Five Republican candidates for governor of Minnesota made their cases to an audience of 100 people at Concordia Academy in Roseville Saturday. According to the Pioneer Press, the messages were similar, and the focus was on who is most electable.
It's a question that wasn't asked four years ago, but should have been, said former House Minority Leader Marty Seifert. In 2010, Tom Emmer defeated Seifert for the endorsement. Emmer was then defeated by Democrat Mark Dayton despite a Republican sweep of the Minnesota House and Senate.
The five candidates who participated in the 90-minute debate are all conservative, fiscally and socially. Besides Seifert, they are Hibbing special education teacher Rob Farnsworth, Orono businessman Scott Honour, Hennepin County Commissioner Jeff Johnson and state Sen. Dave Thompson.
Thompson, who used to host a radio show, said he has the communication skills and charisma to connect with voters.
Johnson said he's had experience working with independents and conservative Democrats, and has proven he can get their votes.
Seifert said he has appeal to the average working voter. A farm kid from Marshall, he has also been a teacher, college counselor, real estate agent and hospital foundation director.
Honour said he knows how to bypass bureaucracy to create jobs. He vowed to apply his business skills to expand business and job opportunities statewide.

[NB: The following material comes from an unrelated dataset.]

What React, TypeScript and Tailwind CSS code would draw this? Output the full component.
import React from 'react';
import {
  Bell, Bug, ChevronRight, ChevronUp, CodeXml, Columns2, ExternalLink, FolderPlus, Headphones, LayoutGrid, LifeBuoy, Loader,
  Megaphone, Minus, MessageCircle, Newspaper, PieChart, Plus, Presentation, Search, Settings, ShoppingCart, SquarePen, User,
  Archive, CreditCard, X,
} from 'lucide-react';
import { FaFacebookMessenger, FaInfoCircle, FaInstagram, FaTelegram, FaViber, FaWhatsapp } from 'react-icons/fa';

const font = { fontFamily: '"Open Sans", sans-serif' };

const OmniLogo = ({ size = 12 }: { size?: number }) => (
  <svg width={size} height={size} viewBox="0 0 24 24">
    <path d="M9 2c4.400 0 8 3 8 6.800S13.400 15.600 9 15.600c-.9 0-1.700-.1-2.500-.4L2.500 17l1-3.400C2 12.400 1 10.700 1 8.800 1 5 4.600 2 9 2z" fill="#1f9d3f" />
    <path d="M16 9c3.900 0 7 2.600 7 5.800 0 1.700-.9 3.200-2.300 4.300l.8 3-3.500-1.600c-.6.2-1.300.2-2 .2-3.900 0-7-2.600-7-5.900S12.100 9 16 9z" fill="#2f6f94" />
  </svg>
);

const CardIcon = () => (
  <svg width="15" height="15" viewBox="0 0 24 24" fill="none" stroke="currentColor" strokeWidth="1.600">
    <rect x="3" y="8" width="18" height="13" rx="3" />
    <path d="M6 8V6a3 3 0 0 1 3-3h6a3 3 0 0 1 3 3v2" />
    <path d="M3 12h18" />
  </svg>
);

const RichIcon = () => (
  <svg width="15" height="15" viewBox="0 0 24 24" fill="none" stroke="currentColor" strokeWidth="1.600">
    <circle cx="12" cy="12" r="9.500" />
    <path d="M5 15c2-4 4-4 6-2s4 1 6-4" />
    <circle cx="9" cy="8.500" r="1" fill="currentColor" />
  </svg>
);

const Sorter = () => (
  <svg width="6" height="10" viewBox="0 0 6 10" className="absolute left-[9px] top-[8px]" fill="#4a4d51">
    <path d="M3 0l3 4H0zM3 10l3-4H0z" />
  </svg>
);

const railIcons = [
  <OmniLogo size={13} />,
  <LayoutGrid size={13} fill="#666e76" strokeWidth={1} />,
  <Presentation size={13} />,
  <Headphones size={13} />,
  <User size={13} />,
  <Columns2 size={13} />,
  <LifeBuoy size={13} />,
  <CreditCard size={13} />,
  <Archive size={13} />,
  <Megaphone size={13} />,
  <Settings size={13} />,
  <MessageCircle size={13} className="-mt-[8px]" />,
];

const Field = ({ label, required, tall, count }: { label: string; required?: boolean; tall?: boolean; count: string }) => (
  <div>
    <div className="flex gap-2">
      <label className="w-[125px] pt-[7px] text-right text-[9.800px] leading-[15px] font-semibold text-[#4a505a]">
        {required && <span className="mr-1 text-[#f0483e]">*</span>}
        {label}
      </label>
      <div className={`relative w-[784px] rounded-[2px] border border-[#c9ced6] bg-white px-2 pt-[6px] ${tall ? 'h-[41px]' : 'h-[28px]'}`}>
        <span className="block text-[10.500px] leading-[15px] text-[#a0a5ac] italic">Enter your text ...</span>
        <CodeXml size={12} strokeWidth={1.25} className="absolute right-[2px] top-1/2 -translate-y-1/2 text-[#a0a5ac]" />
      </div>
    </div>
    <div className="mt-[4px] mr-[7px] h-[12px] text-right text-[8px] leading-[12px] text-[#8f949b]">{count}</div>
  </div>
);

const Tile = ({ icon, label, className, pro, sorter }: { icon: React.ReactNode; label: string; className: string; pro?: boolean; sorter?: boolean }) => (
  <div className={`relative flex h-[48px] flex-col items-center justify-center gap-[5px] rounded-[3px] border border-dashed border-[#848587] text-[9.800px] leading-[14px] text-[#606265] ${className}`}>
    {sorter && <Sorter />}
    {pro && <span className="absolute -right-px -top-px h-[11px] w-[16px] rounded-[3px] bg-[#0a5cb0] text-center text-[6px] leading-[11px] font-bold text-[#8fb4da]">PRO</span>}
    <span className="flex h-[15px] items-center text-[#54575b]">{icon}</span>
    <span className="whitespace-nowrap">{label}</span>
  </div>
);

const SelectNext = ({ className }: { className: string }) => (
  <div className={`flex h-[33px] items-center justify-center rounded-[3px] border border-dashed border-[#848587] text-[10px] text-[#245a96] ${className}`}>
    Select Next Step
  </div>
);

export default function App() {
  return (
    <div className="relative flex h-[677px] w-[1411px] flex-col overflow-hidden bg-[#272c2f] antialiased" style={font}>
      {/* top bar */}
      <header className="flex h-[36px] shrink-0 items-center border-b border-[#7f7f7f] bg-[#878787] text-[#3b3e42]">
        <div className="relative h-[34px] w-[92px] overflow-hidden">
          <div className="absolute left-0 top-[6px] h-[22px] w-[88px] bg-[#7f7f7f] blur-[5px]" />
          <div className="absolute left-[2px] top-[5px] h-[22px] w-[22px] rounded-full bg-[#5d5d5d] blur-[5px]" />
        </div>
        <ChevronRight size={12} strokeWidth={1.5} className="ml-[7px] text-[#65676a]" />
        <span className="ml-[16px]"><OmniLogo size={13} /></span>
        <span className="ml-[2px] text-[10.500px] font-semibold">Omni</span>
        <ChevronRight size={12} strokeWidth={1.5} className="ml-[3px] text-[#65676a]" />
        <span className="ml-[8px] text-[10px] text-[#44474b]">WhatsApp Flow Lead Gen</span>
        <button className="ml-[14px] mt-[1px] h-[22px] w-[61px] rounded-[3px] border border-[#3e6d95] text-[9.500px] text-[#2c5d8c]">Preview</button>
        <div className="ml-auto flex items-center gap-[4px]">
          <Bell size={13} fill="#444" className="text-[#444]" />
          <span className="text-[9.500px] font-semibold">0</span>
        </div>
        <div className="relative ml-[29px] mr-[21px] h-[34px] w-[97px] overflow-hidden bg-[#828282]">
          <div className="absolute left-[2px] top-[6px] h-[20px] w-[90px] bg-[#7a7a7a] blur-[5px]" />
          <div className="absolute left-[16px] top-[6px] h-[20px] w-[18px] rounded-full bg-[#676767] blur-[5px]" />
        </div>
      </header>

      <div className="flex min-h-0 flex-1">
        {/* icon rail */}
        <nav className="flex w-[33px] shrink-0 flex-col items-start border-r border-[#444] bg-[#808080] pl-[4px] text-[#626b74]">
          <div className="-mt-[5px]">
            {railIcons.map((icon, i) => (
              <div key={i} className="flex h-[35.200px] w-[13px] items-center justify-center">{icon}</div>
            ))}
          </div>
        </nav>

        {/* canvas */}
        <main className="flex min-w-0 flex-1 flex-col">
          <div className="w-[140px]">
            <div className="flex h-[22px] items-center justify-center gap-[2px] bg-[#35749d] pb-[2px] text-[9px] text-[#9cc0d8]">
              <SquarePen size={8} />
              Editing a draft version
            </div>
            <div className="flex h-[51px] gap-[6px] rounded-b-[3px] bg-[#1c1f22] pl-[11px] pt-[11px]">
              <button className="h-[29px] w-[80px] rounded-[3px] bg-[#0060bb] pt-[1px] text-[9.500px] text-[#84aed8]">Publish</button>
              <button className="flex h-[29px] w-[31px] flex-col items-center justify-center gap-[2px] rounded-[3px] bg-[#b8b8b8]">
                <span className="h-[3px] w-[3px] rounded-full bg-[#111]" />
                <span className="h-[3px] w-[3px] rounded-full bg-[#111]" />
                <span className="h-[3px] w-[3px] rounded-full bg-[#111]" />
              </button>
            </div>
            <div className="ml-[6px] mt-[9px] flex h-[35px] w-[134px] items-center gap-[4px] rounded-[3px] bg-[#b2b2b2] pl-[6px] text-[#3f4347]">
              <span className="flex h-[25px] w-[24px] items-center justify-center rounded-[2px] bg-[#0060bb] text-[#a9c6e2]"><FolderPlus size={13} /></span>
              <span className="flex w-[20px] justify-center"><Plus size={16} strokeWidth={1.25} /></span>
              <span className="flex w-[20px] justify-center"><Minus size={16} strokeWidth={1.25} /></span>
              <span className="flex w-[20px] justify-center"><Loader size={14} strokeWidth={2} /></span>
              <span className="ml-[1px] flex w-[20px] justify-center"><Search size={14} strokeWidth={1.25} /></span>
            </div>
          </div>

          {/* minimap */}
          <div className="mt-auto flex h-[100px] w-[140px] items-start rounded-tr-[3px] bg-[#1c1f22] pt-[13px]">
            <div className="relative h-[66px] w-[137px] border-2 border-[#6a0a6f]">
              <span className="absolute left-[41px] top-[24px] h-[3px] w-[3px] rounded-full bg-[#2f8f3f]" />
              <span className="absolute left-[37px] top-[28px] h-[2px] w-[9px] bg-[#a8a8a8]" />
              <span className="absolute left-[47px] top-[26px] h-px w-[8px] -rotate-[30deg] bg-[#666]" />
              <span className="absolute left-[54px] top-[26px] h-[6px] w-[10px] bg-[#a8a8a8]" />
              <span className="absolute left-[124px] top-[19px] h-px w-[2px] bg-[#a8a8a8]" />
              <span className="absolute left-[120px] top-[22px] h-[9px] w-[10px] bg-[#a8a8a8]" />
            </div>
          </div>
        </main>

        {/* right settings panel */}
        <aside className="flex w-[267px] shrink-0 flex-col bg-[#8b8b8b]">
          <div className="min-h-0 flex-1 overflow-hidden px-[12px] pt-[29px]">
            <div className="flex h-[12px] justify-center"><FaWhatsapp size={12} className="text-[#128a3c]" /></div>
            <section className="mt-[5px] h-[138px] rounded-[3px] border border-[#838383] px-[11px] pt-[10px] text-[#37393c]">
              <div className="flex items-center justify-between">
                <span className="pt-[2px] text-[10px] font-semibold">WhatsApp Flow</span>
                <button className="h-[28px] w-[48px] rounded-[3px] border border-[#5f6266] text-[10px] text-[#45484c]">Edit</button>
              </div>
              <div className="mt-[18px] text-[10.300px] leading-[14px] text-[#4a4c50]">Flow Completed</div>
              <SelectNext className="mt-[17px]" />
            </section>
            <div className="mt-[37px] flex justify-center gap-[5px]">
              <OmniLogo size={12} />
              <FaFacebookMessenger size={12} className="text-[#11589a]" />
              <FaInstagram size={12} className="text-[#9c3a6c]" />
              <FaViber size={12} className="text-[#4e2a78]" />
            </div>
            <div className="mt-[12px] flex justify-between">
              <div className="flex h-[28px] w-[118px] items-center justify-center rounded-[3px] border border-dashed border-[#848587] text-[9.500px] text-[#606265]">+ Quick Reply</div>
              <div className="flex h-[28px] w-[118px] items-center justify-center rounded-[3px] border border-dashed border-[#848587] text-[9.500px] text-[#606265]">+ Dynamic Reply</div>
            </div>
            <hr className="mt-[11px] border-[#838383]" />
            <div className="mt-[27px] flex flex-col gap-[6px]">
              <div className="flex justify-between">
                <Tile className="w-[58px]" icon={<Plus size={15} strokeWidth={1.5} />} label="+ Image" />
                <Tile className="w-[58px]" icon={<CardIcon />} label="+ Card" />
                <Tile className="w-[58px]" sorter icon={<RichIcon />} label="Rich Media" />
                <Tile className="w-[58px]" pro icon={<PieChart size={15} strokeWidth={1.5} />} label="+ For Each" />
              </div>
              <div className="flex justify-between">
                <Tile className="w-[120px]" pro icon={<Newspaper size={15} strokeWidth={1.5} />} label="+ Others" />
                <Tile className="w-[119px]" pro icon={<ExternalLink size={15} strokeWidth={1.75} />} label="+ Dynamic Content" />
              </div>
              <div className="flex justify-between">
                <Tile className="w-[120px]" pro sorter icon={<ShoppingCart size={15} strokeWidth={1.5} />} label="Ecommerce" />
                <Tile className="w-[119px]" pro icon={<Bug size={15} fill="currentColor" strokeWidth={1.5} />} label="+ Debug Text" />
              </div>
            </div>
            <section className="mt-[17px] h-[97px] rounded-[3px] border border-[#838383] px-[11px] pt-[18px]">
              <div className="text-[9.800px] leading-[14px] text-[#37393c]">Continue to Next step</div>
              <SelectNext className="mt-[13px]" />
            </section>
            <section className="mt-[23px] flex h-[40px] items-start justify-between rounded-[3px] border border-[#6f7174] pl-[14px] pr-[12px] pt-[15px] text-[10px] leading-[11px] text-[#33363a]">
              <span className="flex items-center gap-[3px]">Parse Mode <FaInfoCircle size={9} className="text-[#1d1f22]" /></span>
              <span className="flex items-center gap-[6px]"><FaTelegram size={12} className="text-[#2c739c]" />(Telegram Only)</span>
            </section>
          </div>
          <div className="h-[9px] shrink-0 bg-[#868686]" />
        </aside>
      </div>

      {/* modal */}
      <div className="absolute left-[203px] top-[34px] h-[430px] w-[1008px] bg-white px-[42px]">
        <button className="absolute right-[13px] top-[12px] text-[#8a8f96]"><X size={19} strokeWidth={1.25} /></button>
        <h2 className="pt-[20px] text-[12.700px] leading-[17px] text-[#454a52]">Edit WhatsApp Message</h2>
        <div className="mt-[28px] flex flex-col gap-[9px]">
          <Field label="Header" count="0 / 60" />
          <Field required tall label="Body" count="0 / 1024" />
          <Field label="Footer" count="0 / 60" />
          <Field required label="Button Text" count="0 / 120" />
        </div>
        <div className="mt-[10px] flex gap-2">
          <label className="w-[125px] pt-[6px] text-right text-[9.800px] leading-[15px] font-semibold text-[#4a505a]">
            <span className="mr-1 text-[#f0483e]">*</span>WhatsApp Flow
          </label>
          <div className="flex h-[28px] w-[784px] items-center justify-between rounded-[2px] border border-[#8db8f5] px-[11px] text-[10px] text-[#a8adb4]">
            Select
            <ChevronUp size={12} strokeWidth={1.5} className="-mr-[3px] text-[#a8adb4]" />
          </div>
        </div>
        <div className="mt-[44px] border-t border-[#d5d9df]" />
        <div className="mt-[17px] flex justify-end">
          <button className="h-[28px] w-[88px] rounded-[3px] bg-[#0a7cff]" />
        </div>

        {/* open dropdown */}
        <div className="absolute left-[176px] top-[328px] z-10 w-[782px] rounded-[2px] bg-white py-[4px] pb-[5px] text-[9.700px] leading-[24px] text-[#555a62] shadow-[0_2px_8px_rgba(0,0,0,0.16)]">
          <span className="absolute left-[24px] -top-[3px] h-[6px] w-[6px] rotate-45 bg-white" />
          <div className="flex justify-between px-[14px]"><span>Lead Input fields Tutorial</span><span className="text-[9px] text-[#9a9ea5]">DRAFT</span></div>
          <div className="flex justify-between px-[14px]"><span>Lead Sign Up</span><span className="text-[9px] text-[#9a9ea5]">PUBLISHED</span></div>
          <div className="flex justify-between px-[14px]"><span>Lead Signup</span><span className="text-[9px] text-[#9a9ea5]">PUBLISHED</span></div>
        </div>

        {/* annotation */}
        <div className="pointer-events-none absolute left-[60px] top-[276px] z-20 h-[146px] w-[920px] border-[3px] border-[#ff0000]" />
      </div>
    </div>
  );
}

Farnsworth, the son of an iron miner and a teachers' union member, said his unusual background will help him stand out among Republicans and appeal to independent-minded Minnesotans.
Two other Republican gubernatorial hopefuls, state Rep. Kurt Zellers and perennial candidate Ole Savior, did not participate in the 90-minute debate.
The Star Tribune reports Republicans will use voter disappointment with MNsure as a centerpiece of the campaign to defeat Dayton.
“The fact is, the governor didn’t manage this at all,” said Minnesota GOP Chairman Keith Downey. “In some ways, it is the classic big-government failure and the governor should be accountable for that.”
“There is not a single Republican fingerprint on MNsure,” said Rep. Peggy Scott, R-Andover.
Republican precinct caucuses are Feb. 4. A straw poll there will be a first indication of the candidates' appeal, at least to the Republican base.